= WORK TO COMPLETE =
Each line from the top of the listing through the one holding "const ActionSep = ()" should be restated word for word, with nothing added and no pictures.

= INFORMATION SHOWN =
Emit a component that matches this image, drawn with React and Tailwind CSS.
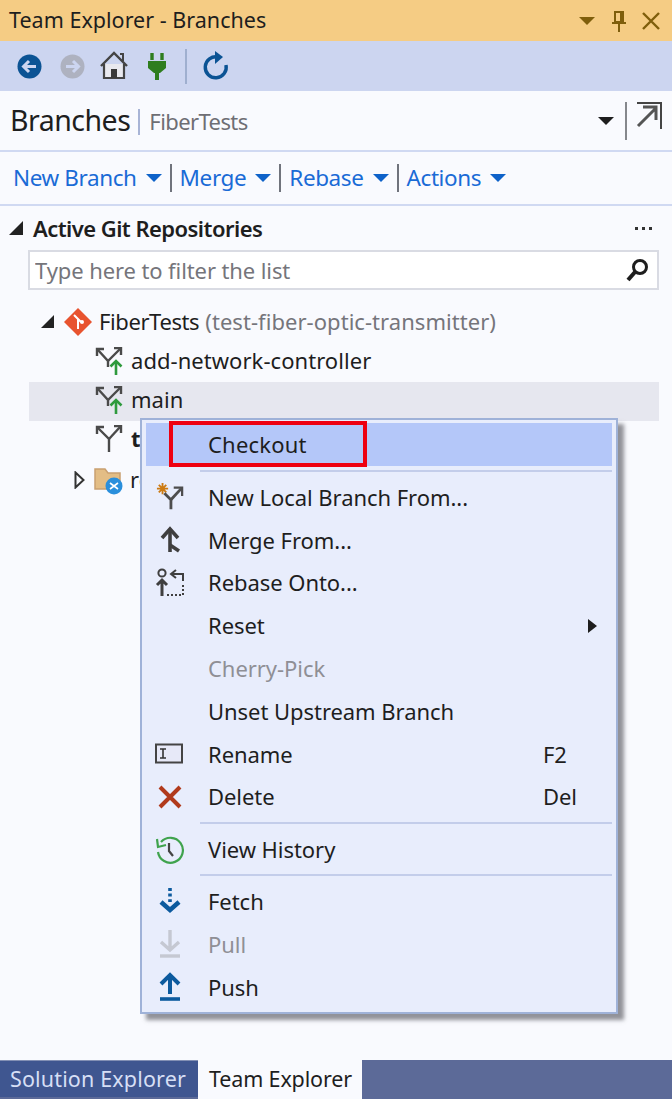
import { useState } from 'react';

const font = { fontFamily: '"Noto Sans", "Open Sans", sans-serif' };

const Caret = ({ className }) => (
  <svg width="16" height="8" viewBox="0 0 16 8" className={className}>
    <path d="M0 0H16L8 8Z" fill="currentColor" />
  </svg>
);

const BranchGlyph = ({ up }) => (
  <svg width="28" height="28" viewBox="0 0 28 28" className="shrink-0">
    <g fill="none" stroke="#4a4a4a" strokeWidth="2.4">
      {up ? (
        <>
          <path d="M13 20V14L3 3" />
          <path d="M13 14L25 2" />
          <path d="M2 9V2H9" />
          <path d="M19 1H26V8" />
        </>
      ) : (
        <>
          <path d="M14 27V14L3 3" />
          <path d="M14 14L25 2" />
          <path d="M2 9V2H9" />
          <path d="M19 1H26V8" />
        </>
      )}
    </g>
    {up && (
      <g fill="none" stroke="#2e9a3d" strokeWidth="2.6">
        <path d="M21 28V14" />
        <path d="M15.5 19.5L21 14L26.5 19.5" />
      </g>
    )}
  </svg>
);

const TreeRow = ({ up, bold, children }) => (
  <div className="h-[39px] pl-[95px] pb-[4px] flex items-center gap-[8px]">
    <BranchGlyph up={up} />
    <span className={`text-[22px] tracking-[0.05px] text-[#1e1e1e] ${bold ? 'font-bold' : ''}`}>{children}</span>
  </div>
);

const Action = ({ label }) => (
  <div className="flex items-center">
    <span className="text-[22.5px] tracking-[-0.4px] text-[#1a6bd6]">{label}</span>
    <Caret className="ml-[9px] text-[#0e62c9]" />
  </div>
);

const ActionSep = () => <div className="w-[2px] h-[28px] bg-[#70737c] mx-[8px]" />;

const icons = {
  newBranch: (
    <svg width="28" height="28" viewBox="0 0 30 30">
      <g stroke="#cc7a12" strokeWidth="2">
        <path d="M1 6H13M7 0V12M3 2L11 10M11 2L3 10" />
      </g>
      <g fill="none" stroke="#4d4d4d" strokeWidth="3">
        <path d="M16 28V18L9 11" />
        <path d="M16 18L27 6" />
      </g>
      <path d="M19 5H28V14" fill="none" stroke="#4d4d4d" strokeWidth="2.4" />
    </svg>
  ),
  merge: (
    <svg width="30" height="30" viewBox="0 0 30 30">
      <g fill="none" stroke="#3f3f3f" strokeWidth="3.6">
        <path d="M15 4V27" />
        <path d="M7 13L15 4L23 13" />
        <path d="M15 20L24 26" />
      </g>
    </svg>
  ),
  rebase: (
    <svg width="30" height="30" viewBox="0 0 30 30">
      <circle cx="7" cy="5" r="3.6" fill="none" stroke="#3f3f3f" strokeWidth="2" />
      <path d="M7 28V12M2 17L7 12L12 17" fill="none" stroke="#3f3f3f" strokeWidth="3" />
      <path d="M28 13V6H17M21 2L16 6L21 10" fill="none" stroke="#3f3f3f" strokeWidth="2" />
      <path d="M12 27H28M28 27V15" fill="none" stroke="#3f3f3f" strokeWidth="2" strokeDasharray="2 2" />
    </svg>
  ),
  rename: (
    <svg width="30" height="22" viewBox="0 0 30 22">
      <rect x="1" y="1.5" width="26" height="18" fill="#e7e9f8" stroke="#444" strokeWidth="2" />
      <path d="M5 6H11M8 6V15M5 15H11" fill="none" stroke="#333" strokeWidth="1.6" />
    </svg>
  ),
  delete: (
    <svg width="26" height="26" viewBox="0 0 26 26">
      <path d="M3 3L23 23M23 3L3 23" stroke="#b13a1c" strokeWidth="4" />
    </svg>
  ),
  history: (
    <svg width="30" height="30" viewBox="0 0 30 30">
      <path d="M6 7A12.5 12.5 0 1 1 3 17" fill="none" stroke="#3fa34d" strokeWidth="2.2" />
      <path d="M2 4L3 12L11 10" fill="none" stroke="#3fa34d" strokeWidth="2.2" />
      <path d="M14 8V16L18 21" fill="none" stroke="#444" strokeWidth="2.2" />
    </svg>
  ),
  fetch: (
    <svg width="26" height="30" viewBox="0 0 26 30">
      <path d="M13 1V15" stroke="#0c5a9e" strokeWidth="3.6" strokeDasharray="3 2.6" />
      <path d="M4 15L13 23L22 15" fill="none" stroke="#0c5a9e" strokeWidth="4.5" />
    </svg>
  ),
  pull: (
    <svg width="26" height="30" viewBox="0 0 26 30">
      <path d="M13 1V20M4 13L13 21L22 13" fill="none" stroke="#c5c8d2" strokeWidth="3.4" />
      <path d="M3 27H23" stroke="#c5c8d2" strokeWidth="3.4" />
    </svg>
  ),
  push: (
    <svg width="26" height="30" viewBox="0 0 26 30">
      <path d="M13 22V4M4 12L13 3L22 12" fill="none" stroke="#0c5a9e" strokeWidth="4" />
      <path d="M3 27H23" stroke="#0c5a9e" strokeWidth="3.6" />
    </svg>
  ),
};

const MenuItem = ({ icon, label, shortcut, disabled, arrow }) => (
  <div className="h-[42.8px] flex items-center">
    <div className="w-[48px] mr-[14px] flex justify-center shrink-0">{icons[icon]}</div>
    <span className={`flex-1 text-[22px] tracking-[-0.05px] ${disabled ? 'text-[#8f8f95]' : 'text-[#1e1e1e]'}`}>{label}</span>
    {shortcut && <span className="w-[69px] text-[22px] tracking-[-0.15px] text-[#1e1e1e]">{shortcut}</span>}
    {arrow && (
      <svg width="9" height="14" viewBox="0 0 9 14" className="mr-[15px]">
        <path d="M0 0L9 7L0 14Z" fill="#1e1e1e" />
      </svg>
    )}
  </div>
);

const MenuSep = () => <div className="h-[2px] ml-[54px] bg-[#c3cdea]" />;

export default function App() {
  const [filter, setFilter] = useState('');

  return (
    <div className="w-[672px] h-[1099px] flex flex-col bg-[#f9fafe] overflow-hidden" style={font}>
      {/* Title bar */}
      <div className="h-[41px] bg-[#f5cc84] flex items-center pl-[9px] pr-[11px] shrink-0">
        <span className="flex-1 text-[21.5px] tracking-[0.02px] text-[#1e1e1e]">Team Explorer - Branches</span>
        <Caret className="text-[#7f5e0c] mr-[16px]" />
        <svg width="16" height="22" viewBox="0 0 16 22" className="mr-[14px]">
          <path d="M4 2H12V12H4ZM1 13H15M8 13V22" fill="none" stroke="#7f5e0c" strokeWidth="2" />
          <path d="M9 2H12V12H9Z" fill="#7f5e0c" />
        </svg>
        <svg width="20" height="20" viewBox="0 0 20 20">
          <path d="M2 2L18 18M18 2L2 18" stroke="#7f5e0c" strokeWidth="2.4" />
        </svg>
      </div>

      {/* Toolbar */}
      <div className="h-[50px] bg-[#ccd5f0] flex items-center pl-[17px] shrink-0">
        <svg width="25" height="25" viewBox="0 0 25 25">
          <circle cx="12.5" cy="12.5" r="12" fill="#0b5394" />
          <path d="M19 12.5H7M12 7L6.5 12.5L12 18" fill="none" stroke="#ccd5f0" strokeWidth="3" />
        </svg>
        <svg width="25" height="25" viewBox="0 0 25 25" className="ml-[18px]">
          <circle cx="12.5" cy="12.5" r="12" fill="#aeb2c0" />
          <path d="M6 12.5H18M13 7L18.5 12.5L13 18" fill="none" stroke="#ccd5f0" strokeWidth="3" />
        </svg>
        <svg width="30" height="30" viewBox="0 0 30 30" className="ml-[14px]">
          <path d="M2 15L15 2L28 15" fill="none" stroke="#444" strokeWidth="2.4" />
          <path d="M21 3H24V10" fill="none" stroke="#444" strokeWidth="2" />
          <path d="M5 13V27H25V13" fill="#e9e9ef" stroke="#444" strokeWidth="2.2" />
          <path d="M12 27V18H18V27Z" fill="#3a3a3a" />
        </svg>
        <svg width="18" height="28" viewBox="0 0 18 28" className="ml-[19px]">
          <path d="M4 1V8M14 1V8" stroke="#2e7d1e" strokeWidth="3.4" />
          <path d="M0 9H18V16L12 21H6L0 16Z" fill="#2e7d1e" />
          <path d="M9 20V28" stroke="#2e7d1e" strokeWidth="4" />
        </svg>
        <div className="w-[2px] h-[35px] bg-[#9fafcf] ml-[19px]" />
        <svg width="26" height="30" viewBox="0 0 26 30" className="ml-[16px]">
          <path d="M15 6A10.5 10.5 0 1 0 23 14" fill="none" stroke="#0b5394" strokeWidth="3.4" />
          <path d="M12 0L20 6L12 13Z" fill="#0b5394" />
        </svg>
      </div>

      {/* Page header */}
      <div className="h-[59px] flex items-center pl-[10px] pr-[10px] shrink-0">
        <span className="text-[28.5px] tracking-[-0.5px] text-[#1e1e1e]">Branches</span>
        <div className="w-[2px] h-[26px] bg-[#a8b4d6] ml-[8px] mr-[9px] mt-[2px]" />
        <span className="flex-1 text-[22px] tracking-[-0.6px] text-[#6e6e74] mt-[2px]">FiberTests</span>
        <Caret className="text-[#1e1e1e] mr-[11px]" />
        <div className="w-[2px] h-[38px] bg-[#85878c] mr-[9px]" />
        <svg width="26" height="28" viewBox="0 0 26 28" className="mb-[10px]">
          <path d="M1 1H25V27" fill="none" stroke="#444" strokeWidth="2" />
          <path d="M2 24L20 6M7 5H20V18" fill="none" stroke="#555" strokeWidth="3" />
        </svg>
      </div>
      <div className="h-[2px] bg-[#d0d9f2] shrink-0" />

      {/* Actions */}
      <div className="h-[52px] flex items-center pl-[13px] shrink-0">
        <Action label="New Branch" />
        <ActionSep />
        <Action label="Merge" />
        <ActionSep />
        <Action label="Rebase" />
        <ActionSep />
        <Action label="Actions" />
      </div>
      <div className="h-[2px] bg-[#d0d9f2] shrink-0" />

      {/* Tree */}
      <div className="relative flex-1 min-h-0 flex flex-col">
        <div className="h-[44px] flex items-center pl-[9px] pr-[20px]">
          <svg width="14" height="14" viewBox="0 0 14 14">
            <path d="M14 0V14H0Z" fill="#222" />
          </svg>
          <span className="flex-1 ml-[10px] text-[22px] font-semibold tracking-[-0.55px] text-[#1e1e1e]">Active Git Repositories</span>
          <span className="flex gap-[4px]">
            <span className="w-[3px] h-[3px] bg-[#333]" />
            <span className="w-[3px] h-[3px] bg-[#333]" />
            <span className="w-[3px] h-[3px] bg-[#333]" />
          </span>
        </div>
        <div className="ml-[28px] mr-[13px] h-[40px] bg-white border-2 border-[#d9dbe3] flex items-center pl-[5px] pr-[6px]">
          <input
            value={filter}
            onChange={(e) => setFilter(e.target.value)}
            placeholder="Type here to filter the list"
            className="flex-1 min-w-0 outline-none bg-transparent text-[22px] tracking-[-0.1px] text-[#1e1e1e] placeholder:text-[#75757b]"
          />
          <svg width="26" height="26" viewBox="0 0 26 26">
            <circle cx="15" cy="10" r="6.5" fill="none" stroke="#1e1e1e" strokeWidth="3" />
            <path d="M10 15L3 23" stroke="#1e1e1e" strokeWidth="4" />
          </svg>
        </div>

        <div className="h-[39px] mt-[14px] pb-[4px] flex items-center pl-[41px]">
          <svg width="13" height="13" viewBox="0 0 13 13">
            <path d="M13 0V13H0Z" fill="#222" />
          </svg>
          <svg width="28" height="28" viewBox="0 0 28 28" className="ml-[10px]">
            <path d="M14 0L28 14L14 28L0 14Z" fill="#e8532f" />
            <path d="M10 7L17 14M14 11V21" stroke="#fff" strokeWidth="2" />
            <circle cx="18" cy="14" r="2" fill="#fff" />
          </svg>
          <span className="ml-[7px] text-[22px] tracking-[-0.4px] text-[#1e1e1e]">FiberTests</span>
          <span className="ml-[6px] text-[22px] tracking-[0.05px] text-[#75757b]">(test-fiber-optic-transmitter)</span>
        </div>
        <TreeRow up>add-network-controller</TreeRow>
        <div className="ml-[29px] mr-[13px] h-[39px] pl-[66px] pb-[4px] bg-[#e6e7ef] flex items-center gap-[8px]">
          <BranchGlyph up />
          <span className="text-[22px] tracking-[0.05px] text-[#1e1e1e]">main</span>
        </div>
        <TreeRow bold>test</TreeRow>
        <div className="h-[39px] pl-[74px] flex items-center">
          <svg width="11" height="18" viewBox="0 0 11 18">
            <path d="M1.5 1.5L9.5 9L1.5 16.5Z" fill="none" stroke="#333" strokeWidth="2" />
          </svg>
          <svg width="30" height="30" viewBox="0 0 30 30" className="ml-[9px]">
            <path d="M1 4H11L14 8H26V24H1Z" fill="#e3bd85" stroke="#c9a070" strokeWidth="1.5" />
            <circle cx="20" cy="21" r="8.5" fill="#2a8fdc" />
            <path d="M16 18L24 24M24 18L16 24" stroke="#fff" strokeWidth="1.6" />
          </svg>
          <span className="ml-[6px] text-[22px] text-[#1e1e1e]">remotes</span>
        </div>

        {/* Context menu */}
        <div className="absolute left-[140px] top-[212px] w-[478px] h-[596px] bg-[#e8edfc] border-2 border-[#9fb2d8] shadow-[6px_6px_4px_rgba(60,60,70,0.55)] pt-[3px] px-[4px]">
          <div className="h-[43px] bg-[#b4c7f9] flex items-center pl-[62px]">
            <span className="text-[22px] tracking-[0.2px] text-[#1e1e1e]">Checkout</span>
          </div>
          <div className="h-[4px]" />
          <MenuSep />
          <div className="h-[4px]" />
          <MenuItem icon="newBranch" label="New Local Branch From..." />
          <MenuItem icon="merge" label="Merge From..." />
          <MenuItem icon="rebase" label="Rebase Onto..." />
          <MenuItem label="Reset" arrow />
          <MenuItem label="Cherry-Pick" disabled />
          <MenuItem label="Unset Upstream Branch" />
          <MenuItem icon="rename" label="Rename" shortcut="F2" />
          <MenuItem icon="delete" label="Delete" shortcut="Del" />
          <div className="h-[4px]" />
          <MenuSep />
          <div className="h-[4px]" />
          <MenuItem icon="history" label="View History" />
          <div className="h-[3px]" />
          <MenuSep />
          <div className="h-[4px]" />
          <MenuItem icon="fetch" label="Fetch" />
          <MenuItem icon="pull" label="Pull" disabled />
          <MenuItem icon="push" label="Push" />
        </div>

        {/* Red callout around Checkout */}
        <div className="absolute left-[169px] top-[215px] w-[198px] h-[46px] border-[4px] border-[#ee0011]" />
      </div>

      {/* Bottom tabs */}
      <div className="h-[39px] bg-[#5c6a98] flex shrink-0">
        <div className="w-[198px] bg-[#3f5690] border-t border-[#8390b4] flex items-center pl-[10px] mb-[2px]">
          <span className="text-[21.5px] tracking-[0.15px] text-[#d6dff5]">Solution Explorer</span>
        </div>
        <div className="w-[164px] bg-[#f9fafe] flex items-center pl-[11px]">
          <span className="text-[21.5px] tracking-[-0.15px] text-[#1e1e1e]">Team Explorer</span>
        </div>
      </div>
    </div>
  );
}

= COMPLETED TASK =
Emit a component that matches this image, drawn with React and Tailwind CSS.
import { useState } from 'react';

const font = { fontFamily: '"Noto Sans", "Open Sans", sans-serif' };

const Caret = ({ className }) => (
  <svg width="16" height="8" viewBox="0 0 16 8" className={className}>
    <path d="M0 0H16L8 8Z" fill="currentColor" />
  </svg>
);

const BranchGlyph = ({ up }) => (
  <svg width="28" height="28" viewBox="0 0 28 28" className="shrink-0">
    <g fill="none" stroke="#4a4a4a" strokeWidth="2.4">
      {up ? (
        <>
          <path d="M13 20V14L3 3" />
          <path d="M13 14L25 2" />
          <path d="M2 9V2H9" />
          <path d="M19 1H26V8" />
        </>
      ) : (
        <>
          <path d="M14 27V14L3 3" />
          <path d="M14 14L25 2" />
          <path d="M2 9V2H9" />
          <path d="M19 1H26V8" />
        </>
      )}
    </g>
    {up && (
      <g fill="none" stroke="#2e9a3d" strokeWidth="2.6">
        <path d="M21 28V14" />
        <path d="M15.5 19.5L21 14L26.5 19.5" />
      </g>
    )}
  </svg>
);

const TreeRow = ({ up, bold, children }) => (
  <div className="h-[39px] pl-[95px] pb-[4px] flex items-center gap-[8px]">
    <BranchGlyph up={up} />
    <span className={`text-[22px] tracking-[0.05px] text-[#1e1e1e] ${bold ? 'font-bold' : ''}`}>{children}</span>
  </div>
);

const Action = ({ label }) => (
  <div className="flex items-center">
    <span className="text-[22.5px] tracking-[-0.4px] text-[#1a6bd6]">{label}</span>
    <Caret className="ml-[9px] text-[#0e62c9]" />
  </div>
);

const ActionSep = () => <div className="w-[2px] h-[28px] bg-[#70737c] mx-[8px]" />;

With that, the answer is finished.